Moreover, these reports show that one Canadian in every twenty-one of your entire population is now in the fighting forces and that one in every twenty-nine is a volunteer for service anywhere in the world. It should give us all new strength and new courage to learn that in the swift mobilization your Army has increased nearly ten-fold, your Navy fifteen-fold, your Air Force twenty-five-fold. We rejoice to know that the Air Training Plan which you commenced to organize two years ago is now the main source of reinforcements for Britain's air force and that its graduates are fighting on almost every front in the world. Other reports disclose in equally impressive terms an all-out effort which Canada is making in the common cause of liberty.

Yours are the achievements of a great nation. They require no praise from me-but they get that praise from me nevertheless. I understate the case when I say that we, in this country, contemplating what you have done, and the spirit in which you have done it, are proud to be your neighbors.

From the outset you have had our friendship and understanding, and our collaboration on an increasing scale. We have gone forward together with increasing understanding and mutual sympathy and good will.
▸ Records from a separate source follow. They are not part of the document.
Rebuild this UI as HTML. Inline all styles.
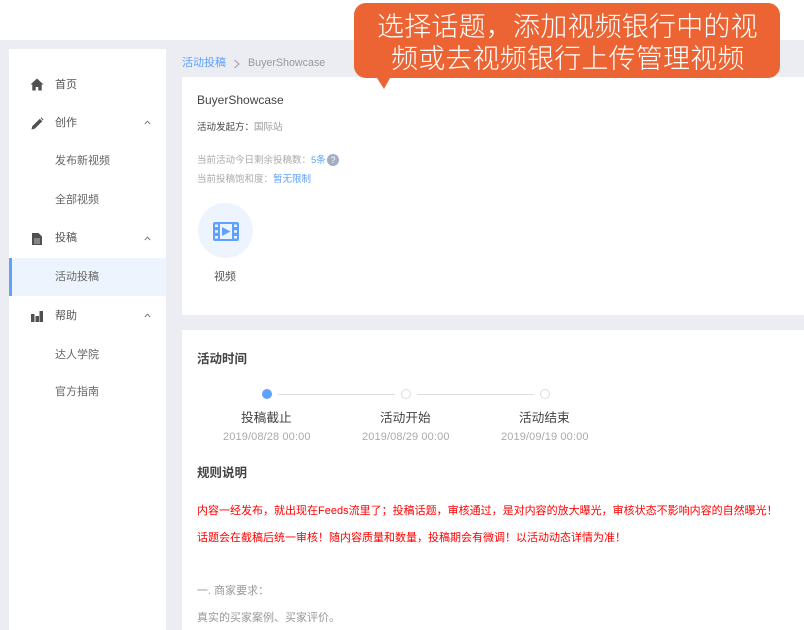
<!DOCTYPE html>
<html lang="zh"><head><meta charset="utf-8"><style>
*{margin:0;padding:0;box-sizing:border-box}
html,body{width:804px;height:630px;overflow:hidden;background:#fff}
body{position:relative;font-family:"Liberation Sans","Noto Sans CJK SC",sans-serif}
.a{position:absolute;white-space:nowrap;line-height:16px}
.m{font-size:11px;color:#555}
.s{font-size:11px;color:#666}
svg{position:absolute;display:block}
</style></head><body>
<div class="a" style="left:0;top:40px;width:804px;height:590px;background:#ecedf3"></div>
<div class="a" style="left:9px;top:49px;width:157px;height:581px;background:#fff"></div>
<div class="a" style="left:9px;top:258px;width:157px;height:38px;background:#edf4fd"></div>
<div class="a" style="left:9px;top:258px;width:3px;height:38px;background:#5fa1fb"></div>

<svg style="left:30px;top:78px" width="14" height="13" viewBox="0 0 14 13"><path d="M7 .5 L13.500 6.500 H11.700 V12.500 H8.300 V9 H5.700 V12.500 H2.300 V6.500 H.5Z" fill="#505050"/></svg>
<div class="a m" style="left:55px;top:77px">首页</div>
<svg style="left:31px;top:117px" width="13" height="13" viewBox="0 0 13 13"><path d="M.5 12.500 L1.200 9.300 L8.800 1.700 L11.300 4.200 L3.700 11.800Z M9.600 1 L10.400 .4 L12.600 2.600 L12 3.400Z" fill="#505050"/></svg>
<div class="a m" style="left:55px;top:115px">创作</div>
<svg style="left:144px;top:120px" width="7" height="5" viewBox="0 0 7 5"><path d="M.8 4 L3.500 1.200 L6.200 4" fill="none" stroke="#777" stroke-width="1"/></svg>
<div class="a s" style="left:55px;top:153px">发布新视频</div>
<div class="a s" style="left:55px;top:192px">全部视频</div>
<svg style="left:32px;top:233px" width="10" height="12" viewBox="0 0 10 12"><path d="M0 0 H6.500 L10 3.500 V12 H0Z" fill="#505050"/><path d="M2 6 H8 M2 8 H8 M2 10 H8" stroke="#ddd" stroke-width=".7"/></svg>
<div class="a m" style="left:55px;top:230px">投稿</div>
<svg style="left:144px;top:236px" width="7" height="5" viewBox="0 0 7 5"><path d="M.8 4 L3.500 1.200 L6.200 4" fill="none" stroke="#777" stroke-width="1"/></svg>
<div class="a s" style="left:55px;top:269px">活动投稿</div>
<svg style="left:31px;top:311px" width="12" height="11" viewBox="0 0 12 11"><path d="M0 3 H3.500 V11 H0Z M4.500 5 H8 V11 H4.500Z M8.500 0 H12 V11 H8.500Z" fill="#505050"/></svg>
<div class="a m" style="left:55px;top:308px">帮助</div>
<svg style="left:144px;top:313px" width="7" height="5" viewBox="0 0 7 5"><path d="M.8 4 L3.500 1.200 L6.200 4" fill="none" stroke="#777" stroke-width="1"/></svg>
<div class="a s" style="left:55px;top:347px">达人学院</div>
<div class="a s" style="left:55px;top:384px">官方指南</div>

<div class="a" style="left:182px;top:55px;font-size:11px;color:#5fa1fb">活动投稿</div>
<svg style="left:233px;top:59px" width="8" height="10" viewBox="0 0 8 10"><path d="M1.500 1 L6 5 L1.500 9" fill="none" stroke="#999" stroke-width="1"/></svg>
<div class="a" style="left:248px;top:55px;font-size:10.700px;color:#999">BuyerShowcase</div>

<div class="a" style="left:182px;top:77px;width:622px;height:238px;background:#fff"></div>
<div class="a" style="left:197px;top:92px;font-size:12px;color:#444">BuyerShowcase</div>
<div class="a" style="left:197px;top:120px;font-size:9.500px;color:#444">活动发起方：<span style="color:#999">国际站</span></div>
<div class="a" style="left:197px;top:153px;font-size:9.500px;color:#aaa">当前活动今日剩余投稿数：<span style="color:#5fa1fb">5条</span></div>
<div class="a" style="left:327px;top:154px;width:12px;height:12px;border-radius:50%;background:#a3aec4;color:#fff;font-size:9px;line-height:12px;text-align:center">?</div>
<div class="a" style="left:197px;top:172px;font-size:9.500px;color:#aaa">当前投稿饱和度：<span style="color:#5fa1fb">暂无限制</span></div>
<div class="a" style="left:198px;top:203px;width:55px;height:55px;border-radius:50%;background:#edf4fd"></div>
<svg style="left:213px;top:222px" width="26" height="19" viewBox="0 0 26 19"><rect width="26" height="19" rx="2" fill="#5fa1fb"/><rect x="7" y="2" width="12" height="15" fill="#edf4fd"/><path d="M2 2.500h3v2.500H2z M2 8.300h3v2.500H2z M2 14h3v2.500H2z M21 2.500h3v2.500h-3z M21 8.300h3v2.500h-3z M21 14h3v2.500h-3z" fill="#edf4fd"/><path d="M9 5 L17.500 9.500 L9 14Z" fill="#5fa1fb"/></svg>
<div class="a" style="left:214px;top:269px;font-size:11px;color:#555">视频</div>

<div class="a" style="left:182px;top:330px;width:622px;height:300px;background:#fff"></div>
<div class="a" style="left:197px;top:351px;font-size:12.500px;font-weight:bold;color:#444">活动时间</div>
<div class="a" style="left:262px;top:389px;width:10px;height:10px;border-radius:50%;background:#5fa1fb"></div>
<div class="a" style="left:278px;top:394px;width:117px;height:1px;background:#ddd"></div>
<div class="a" style="left:401px;top:389px;width:10px;height:10px;border-radius:50%;border:1px solid #ddd;background:#fff"></div>
<div class="a" style="left:417px;top:394px;width:117px;height:1px;background:#ddd"></div>
<div class="a" style="left:540px;top:389px;width:10px;height:10px;border-radius:50%;border:1px solid #ddd;background:#fff"></div>
<div class="a" style="left:241px;top:410px;font-size:12.700px;color:#444">投稿截止</div>
<div class="a" style="left:380px;top:410px;font-size:12.700px;color:#444">活动开始</div>
<div class="a" style="left:519px;top:410px;font-size:12.700px;color:#444">活动结束</div>
<div class="a" style="left:223px;top:429px;font-size:11px;letter-spacing:.12px;color:#aaa">2019/08/28 00:00</div>
<div class="a" style="left:362px;top:429px;font-size:11px;letter-spacing:.12px;color:#aaa">2019/08/29 00:00</div>
<div class="a" style="left:501px;top:429px;font-size:11px;letter-spacing:.12px;color:#aaa">2019/09/19 00:00</div>
<div class="a" style="left:197px;top:465px;font-size:12.500px;font-weight:bold;color:#444">规则说明</div>
<div class="a" style="left:197px;top:503px;font-size:11px;color:#f00">内容一经发布，就出现在Feeds流里了；投稿话题，审核通过，是对内容的放大曝光，审核状态不影响内容的自然曝光！</div>
<div class="a" style="left:197px;top:530px;font-size:11px;color:#f00">话题会在截稿后统一审核！随内容质量和数量，投稿期会有微调！以活动动态详情为准！</div>
<div class="a" style="left:197px;top:583px;font-size:11px;color:#999">一. 商家要求：</div>
<div class="a" style="left:197px;top:610px;font-size:11px;color:#999">真实的买家案例、买家评价。</div>

<div class="a" style="left:354px;top:3px;width:426px;height:75px;border-radius:12px;background:#ec6433"></div>
<svg style="left:377px;top:78px" width="14" height="12" viewBox="0 0 14 12"><path d="M0 0 H13 L7 11Z" fill="#ec6433"/></svg>
<div class="a" style="left:377px;top:11px;font-size:27px;font-weight:300;line-height:32px;letter-spacing:.2px;color:#fff">选择话题，添加视频银行中的视</div>
<div class="a" style="left:391px;top:43px;font-size:27px;font-weight:300;line-height:32px;letter-spacing:.2px;color:#fff">频或去视频银行上传管理视频</div>
</body></html>
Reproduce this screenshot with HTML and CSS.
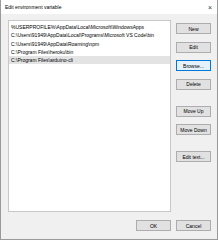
FILE: index.html
```html
<!DOCTYPE html>
<html>
<head>
<meta charset="utf-8">
<link rel="stylesheet" href="styles.css">
</head>
<body>
<div class="dialog">
  <div class="titlebar">
    <span class="title">Edit environment variable</span>
    <span class="close">×</span>
  </div>
  <div class="content">
    <div class="main">
      <div class="list">
        <div class="row">%USERPROFILE%\AppData\Local\Microsoft\WindowsApps</div>
        <div class="row">C:\Users\91949\AppData\Local\Programs\Microsoft VS Code\bin</div>
        <div class="row">C:\Users\91949\AppData\Roaming\npm</div>
        <div class="row">C:\Program Files\heroku\bin</div>
        <div class="row selected">C:\Program Files\arduino-cli</div>
      </div>
      <div class="side">
        <div class="group">
          <button class="btn">New</button>
          <button class="btn">Edit</button>
          <button class="btn focus">Browse...</button>
          <button class="btn">Delete</button>
        </div>
        <div class="group">
          <button class="btn">Move Up</button>
          <button class="btn">Move Down</button>
        </div>
        <div class="group">
          <button class="btn">Edit text...</button>
        </div>
      </div>
    </div>
    <div class="footer">
      <button class="btn">OK</button>
      <button class="btn">Cancel</button>
    </div>
  </div>
</div>
</body>
</html>
```
FILE: styles.css
```css
html, body {
  margin: 0;
  padding: 0;
  width: 218px;
  height: 240px;
  overflow: hidden;
  background: #f0f0f0;
  font-family: "Liberation Sans", Arial, sans-serif;
}
.dialog {
  box-sizing: border-box;
  width: 218px;
  height: 240px;
  border: 1px solid #9a9a9a;
  border-top: none;
  background: #f0f0f0;
  display: flex;
  flex-direction: column;
}
.titlebar {
  height: 14px;
  background: #ffffff;
  display: flex;
  align-items: center;
  justify-content: space-between;
  padding: 0 5px 0 4px;
  font-size: 5px;
  color: #000;
}
.close {
  font-size: 7px;
  color: #333;
}
.content {
  flex: 1;
  display: flex;
  flex-direction: column;
  padding: 6px 6px 0 7px;
}
.main {
  display: flex;
  gap: 5px;
}
.list {
  box-sizing: border-box;
  width: 163px;
  height: 192px;
  background: #fff;
  border: 1px solid #c8c8c8;
  padding-top: 2px;
}
.row {
  height: 8.25px;
  line-height: 8.25px;
  font-size: 5px;
  padding-left: 2px;
  white-space: nowrap;
  overflow: hidden;
  color: #000;
}
.row.selected {
  background: #e3e3e3;
}
.side {
  display: flex;
  flex-direction: column;
  padding-top: 3px;
  gap: 16px;
}
.group {
  display: flex;
  flex-direction: column;
  gap: 7.5px;
}
.btn {
  box-sizing: border-box;
  width: 35px;
  height: 11px;
  margin: 0;
  padding: 0;
  font-family: "Liberation Sans", Arial, sans-serif;
  font-size: 5px;
  color: #000;
  background: #e1e1e1;
  border: 1px solid #adadad;
  border-radius: 0;
}
.btn.focus {
  background: #e5f1fb;
  border: 1px solid #0078d7;
}
.footer {
  display: flex;
  justify-content: flex-end;
  gap: 5px;
  padding-top: 8px;
}
```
More recent events have brought us into even closer alignment; and at Washington a few weeks ago, with the assistance of Britain's Prime Minister and your own, we arrived at understandings which mean that the United Nations will fight and work and endure together until our common purpose is accomplished and the sun shines down once more upon a world where the weak will be safe ; and the strong will be just.

There is peril ahead for us all, and sorrow for many. But our cause is right, our goal is worthy, our strength is great and growing. Let us then march forward together, facing danger, bearing sacrifice, competing only in the effort to share even more fully in the great task laid upon us all. Let us, remembering the price that some have paid for our survival, make our own contribution worthy to lie beside theirs upon the altar of man's faith.